The Law Society has responded to a speech by Lord Justice Jackson calling for the extension of fixed recoverable costs to apply to all claims valued up to £250,000.
Lord Justice Jackson recommended the extension of fixed costs to all civil claims, including personal injury cases up to a value of £250,000, irrespective of complexity.
Commenting on the recommendation, Law Society president Jonathan Smithers said:
‘Whilst we support the principle of fixed costs for lower value and less complex cases, the Law Society is extremely concerned at the proposal that costs should be fixed for all claims up to £250,000. This represents a tenfold increase on the current limit for many claims.
‘The application of fixed costs for highly complex cases is likely to be totally inappropriate and would raise significant questions about the ability of many people to access justice.
‘A single approach for all cases, regardless of complexity, will lead to many cases being economically unviable to pursue which undermines the principle of justice delivering fairness for all. We are also concerned by the suggestion that these proposals could be consulted on and implemented within a year as we believe this is unrealistic.
“While Lord Justice Jackson does not speak with the authority of the Government his views are clearly of huge interest. We support his call for a delay in the implementation of fixed costs in clinical negligence cases. Fixed fees are simply not appropriate in cases where a baby has died as a result of negligent care. A fixed costs scheme could curtail the ability for important cases to be brought, where the severity of the issue is not reflected in monetary terms but the purpose of the case is to reduce incidents of harm in the future by ensuring lessons are learned.’

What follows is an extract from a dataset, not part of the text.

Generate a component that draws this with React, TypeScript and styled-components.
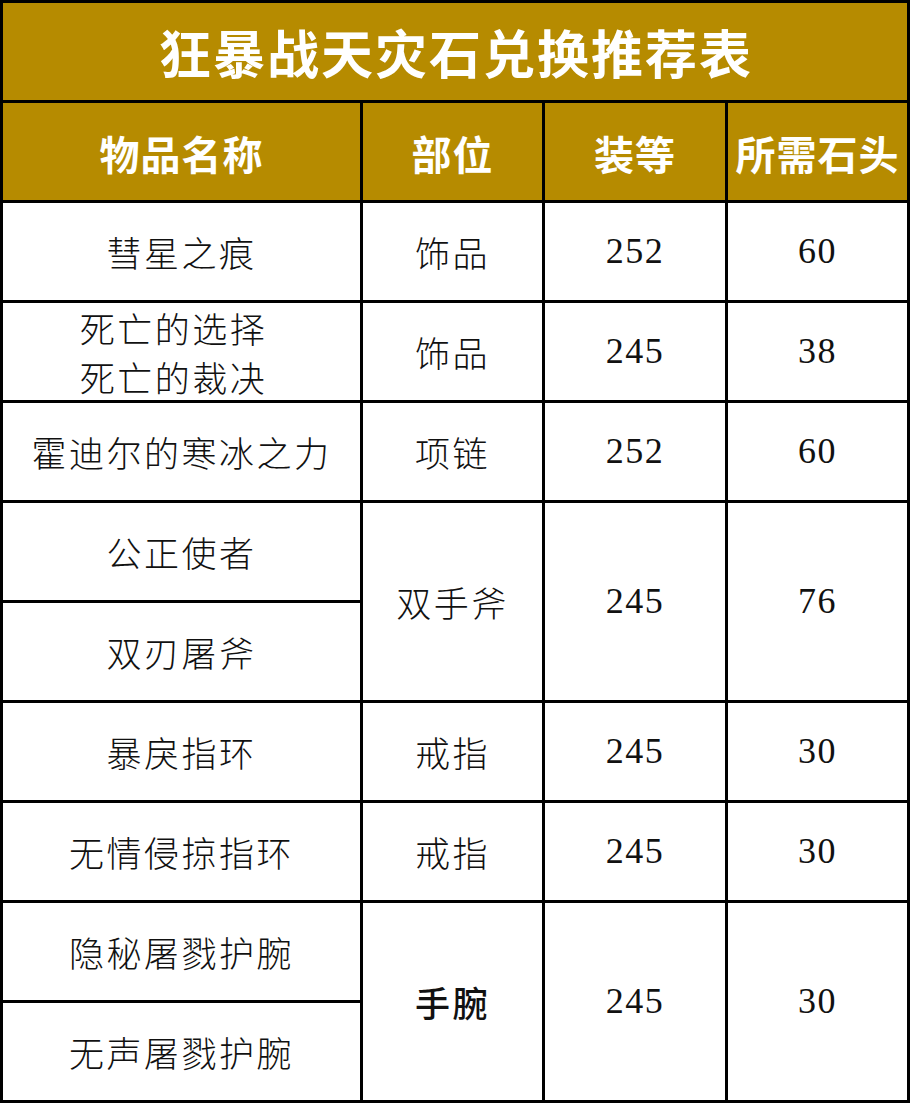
import React from "react";
import styled, { createGlobalStyle } from "styled-components";

const Global = createGlobalStyle`
  html, body { margin: 0; padding: 0; background: #ffffff; }
  body { font-family: "Noto Sans CJK SC", "Noto Sans", sans-serif; }
`;

const GOLD = "#b68b00";

const Table = styled.div`
  width: 910px;
  height: 1103px;
  box-sizing: border-box;
  display: grid;
  grid-template-columns: 357px 179px 180px 179px;
  grid-auto-rows: 97px;
  gap: 3px;
  padding: 3px;
  background: #000000;
`;

const Title = styled.div`
  grid-column: 1 / -1;
  background: ${GOLD};
  color: #ffffff;
  display: flex;
  align-items: center;
  justify-content: center;
  font-family: "Noto Sans CJK SC", sans-serif;
  font-weight: 700;
  font-size: 52px;
  letter-spacing: 2px;
  padding-left: 2px;
`;

const Head = styled.div`
  background: ${GOLD};
  color: #ffffff;
  display: flex;
  align-items: center;
  justify-content: center;
  font-family: "Noto Sans CJK SC", sans-serif;
  font-weight: 700;
  font-size: 40px;
  letter-spacing: 1px;
  padding-top: 2px;
`;

const Cell = styled.div<{ $span?: number; $num?: boolean; $strong?: boolean; $offset?: boolean }>`
  background: #ffffff;
  color: #111111;
  grid-row: ${(p) => (p.$span ? `span ${p.$span}` : "auto")};
  display: flex;
  flex-direction: column;
  align-items: center;
  justify-content: center;
  text-align: center;
  font-family: ${(p) =>
    p.$num
      ? `"Liberation Serif", "Noto Sans CJK SC", serif`
      : `"Noto Sans CJK SC", sans-serif`};
  font-weight: ${(p) => (p.$strong ? 500 : 300)};
  font-size: ${(p) => (p.$num ? "36px" : "35px")};
  line-height: 1.4;
  letter-spacing: ${(p) => (p.$num ? "1.5px" : "2.5px")};
  padding-right: ${(p) => (p.$offset ? "16px" : "0")};
`;

type Row = {
  names: string[];
  part?: string;
  level?: string;
  stones?: string;
  span?: number;
  strong?: boolean;
};

const rows: Row[] = [
  { names: ["彗星之痕"], part: "饰品", level: "252", stones: "60" },
  { names: ["死亡的选择", "死亡的裁决"], part: "饰品", level: "245", stones: "38" },
  { names: ["霍迪尔的寒冰之力"], part: "项链", level: "252", stones: "60" },
  { names: ["公正使者"], part: "双手斧", level: "245", stones: "76", span: 2 },
  { names: ["双刃屠斧"] },
  { names: ["暴戾指环"], part: "戒指", level: "245", stones: "30" },
  { names: ["无情侵掠指环"], part: "戒指", level: "245", stones: "30" },
  { names: ["隐秘屠戮护腕"], part: "手腕", level: "245", stones: "30", span: 2, strong: true },
  { names: ["无声屠戮护腕"] },
];

export default function App() {
  return (
    <>
      <Global />
      <Table>
        <Title>狂暴战天灾石兑换推荐表</Title>
        <Head>物品名称</Head>
        <Head>部位</Head>
        <Head>装等</Head>
        <Head>所需石头</Head>
        {rows.map((r, i) => (
          <React.Fragment key={i}>
            <Cell $offset={r.names.length > 1}>
              {r.names.map((n) => (
                <span key={n}>{n}</span>
              ))}
            </Cell>
            {r.part && (
              <>
                <Cell $span={r.span} $strong={r.strong}>
                  {r.part}
                </Cell>
                <Cell $span={r.span} $num>
                  {r.level}
                </Cell>
                <Cell $span={r.span} $num>
                  {r.stones}
                </Cell>
              </>
            )}
          </React.Fragment>
        ))}
      </Table>
    </>
  );
}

Lord Justice Jackson set out his views in a speech delivered last night, six years after he published a fundamental review of the rules and principles governing the costs of civil litigation, aimed at promoting access to justice at proportionate cost.
The introduction of fixed recoverable costs for further civil work has been expected for some time and the Law Society agrees that they could be appropriate in low-value claims as they can provide greater certainty for both sides in litigation and they avoid protracted disputes about the level of costs. They can also reduce the problems caused by costs budgeting and assessment in civil litigation.
Jonathan Smithers continued: ‘The Society supports the principle of fixed costs, provided that a number of hurdles are met:
• The recoverable fixed costs should usually only apply to non complex claims where the issues are likely to be straightforward
• The costs must be fixed at a reasonable rate for the work done and to allow for the work to be carried out effectively and efficiently by properly regulated professionals such as solicitors
• There must be scope for exemptions and escapes for complex or unusual cases
• There must be rigorous empirical evidence and research undertaken to justify the initial setting of the rates as well as the level of thresholds
• The rates and thresholds must be regularly reviewed and increased by reference to appropriate indices
• Court procedures and court rules should be properly aligned with their introduction and
• Appropriate and efficient IT in the court system should be introduced to support the fair and effective delivery of any new fixed costs regime.’